Dhaka, Bangladesh (BBN)– The government has decided to slash the import duty on rice further to keep the rice market stable through boosting supply of the prime staple.
Food Minister Qamrul Islam disclosed the decision after a meeting of the Food Planning and Monitoring Committee held at the Secretariat in Dhaka on Wednesday.
The import duty on rice will come down to 2.0 per cent from the existing level of 10 per cent, according to the decision.
The decision to cut down the import duty was taken to stabilise the rice market and a circular will be issued soon in this regard, the minister told reporters after the meeting.
The government also decided to import 1.5 million tonnes of rice and 0.5 million tonnes of wheat to boost the food grains stock, he added.
Earlier on June 20 this year, the government slashed the import duty on rice to 10 per cent from 25 per cent earlier.
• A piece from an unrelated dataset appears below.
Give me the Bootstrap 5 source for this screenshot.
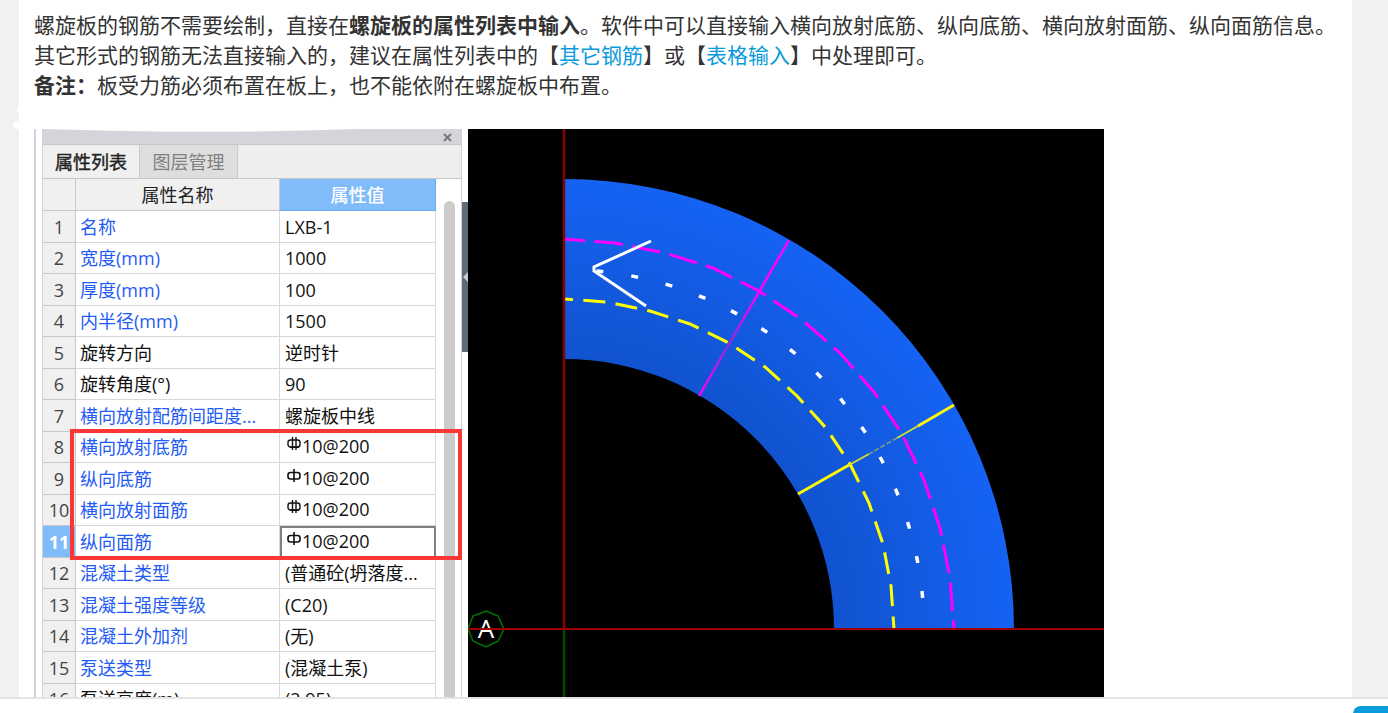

Besides, a 3.0 per cent regulatory duty, required to import rice, was also withdrawn on the same day.
On the other hand, the central bank of Bangladesh has already relaxed its policies to encourage rice import to meet the growing demand for the essential in the local markets.
Earlier on July 20, the Bangladesh Bank (BB) relaxed further its foreign exchange transaction rules for opening letters of credit (LCs) against rice import to ensure sufficient supply of the staple food in the market.
Under the relaxed rules, the commercial banks were allowed till December 31, 2017 to open LCs against deferred or usance bill basis or under buyer’s credit up to 90 days term.
The central bank had also allowed the banks to open LCs for importing rice with zero-margin on the basis of bank-client relationship.
The government as well as the central bank had taken the latest moves against the backdrop of damaging the output of the single biggest crop, Boro, in May due to flash floods particularly in haor areas (marshlands) of Bangladesh.
The import of food grains particularly rice and wheat increased by 2.78 per cent to $1.15 billion in the fiscal year (FY) 2016-17 from $1.12 billion in the FY 16, according to the BB’s latest statistics.
However, import of consumer goods increased by 9.18 per cent to $5.02 billion in the FY 17 from $4.60 billion a year ago.